One last example is code that recieves data on a serial port (or over TCP) and validates it before sending it on. This kind of code can be implemented as a state machine which transitions states as it receives different parts of a packet- first a sync word, then a header with a length, then the data, then a checksum or CRC.
This is an interesting example for several reasons- one is that it involves hardware, which one might think as difficult to handle with pure functions, and that it uses a state machine, meaning it relies on state. However, if the code to receive data is decoupled from this state machine then the state machine can be implemented as a pure function that takes in the current state (and usually some description of the processing so far), and produces a new state and a new description.
This design, as in the above cases, allows a large portion of the code to be easily tested- all state transitions can be tested in different situations. Good data can be injected during a test, such as from a file, and random data can be created to test edge cases.

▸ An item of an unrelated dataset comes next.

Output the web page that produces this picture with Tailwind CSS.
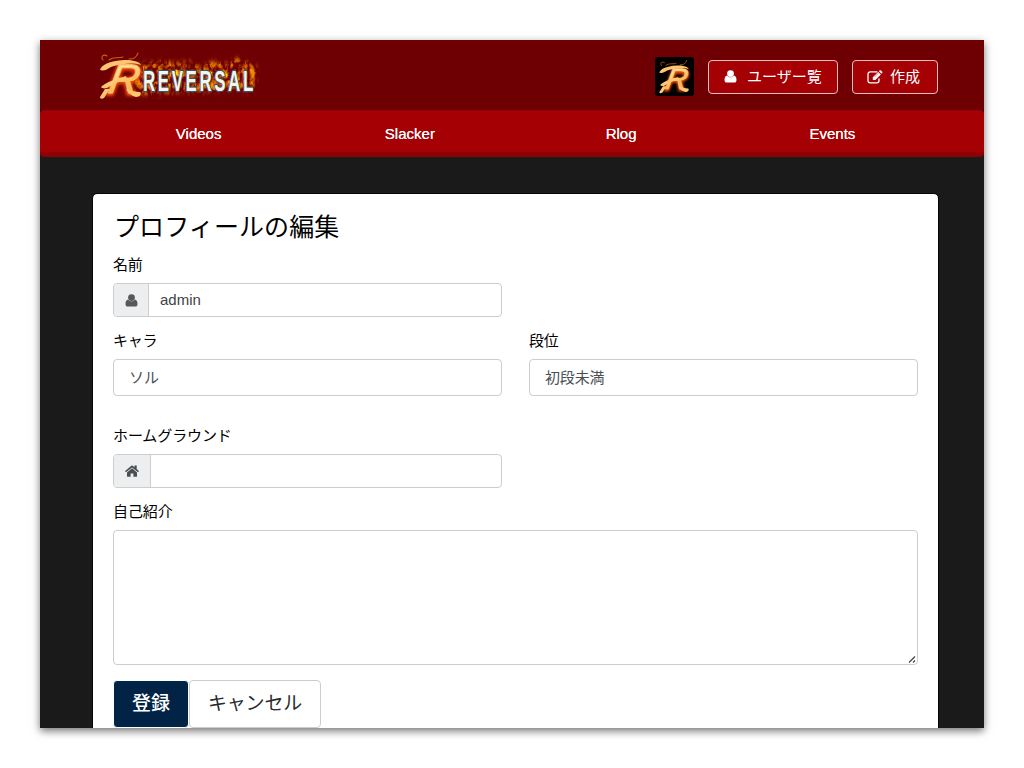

Usually this kind of data is injected into the interface itself, which would work. However, if the system doesn't work then you have to ask whether its the code or the interface. If the code can be tested seperately you can have more confidence in it from the start, and you can add test cases to the code as you find them, rather then relying on someone injecting all the test cases using a simulator every time they run the code.
This is just the tip of the iceburg on this subject in terms of the application so of purity in embedded systems, and in applying lessons from functional programming to embedded systems programming. I've been looking at other examples on a new project where I've found that my designs differ depending on whether I'm wearing my flight software systems hat or my functional programming hat, and the latter designs seem to have all the advantages I've described above.